Programming Environment For "Event Correlation"?
sireenmalik asks: "Of late I have become interested in this field of research namely Event Correlation on a Distributed Network System. The more I read about it, the more ignorant I feel. There is so much to it: distributed network systems, databasing, artifical intelligence (neural networks, baysian belief networks, rule based,etc.), software engineering, computer science, telecommmunication....etc. If I were to really attack it from a programming point of view, can somebody tell me what tools and languages should I use? I suppose it will be a realtime environment. Academicians support ADA but I can't figure how the artificial intelligence part will be done. If I use PROLOG/LISP I get into HEAP management business which really is a dragon for realtime systems. C/C++ .. Java....? To add the list I also know about the diverse implementations using JIRO (from SUN), ECDL (from HP), RAPIDE (from Stanford.edu), JAVA Management API, ELAVA, GEM Language, MODEL Language, IF/PROLOG......and the list goes on and on and on! It's interesting as well as confusing (I can't help but agree here). Let's talk about it. Maybe something useful happens here?"

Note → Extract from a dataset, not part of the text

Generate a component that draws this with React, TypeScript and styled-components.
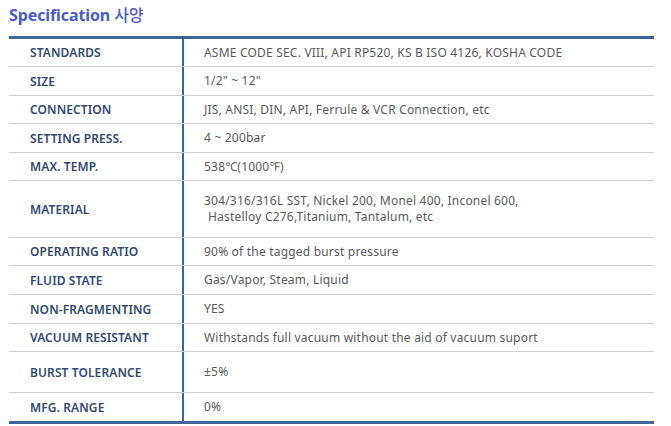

Unless you have an awful lot of processor power to spare, why would you even think about doing this processing in real-time?
Theres several advantages to this approach:
- you don't have to have such a fast machine
- the data collection software can be *simple*
- you don't alter the data collection software when you alter your analysis
- you have the raw data to hand for applying more analysis if you need to do a second pass.
For real-time processing I would look at using an offline analysis to generate state machines for recognizing events. And I would get these machines to *generate* events into the stream as well. That way you can build your analysis hierarchically by recognizing subpatterns and building patterns from them.
In any case, from a practical standpoint 'real-time' processing would not spot some of the most interesting things - such as an event pattern recurring close to a regular period of minutes,hours,days,weeks... - eg network failures due to load and due to incorrect scheduled jobs have a differnt appearance - both occur regularly but the schedule failure would have a more precisely regular period. Unless you plan to accumulate state over long periods of time and watch for such things I reckon you'll miss a lot of important recurrences.
DARPA archives should help you a lot.
[glad I'm out of THAT arena]
/(o\ I'm not a medievalist - I just play one on weekends!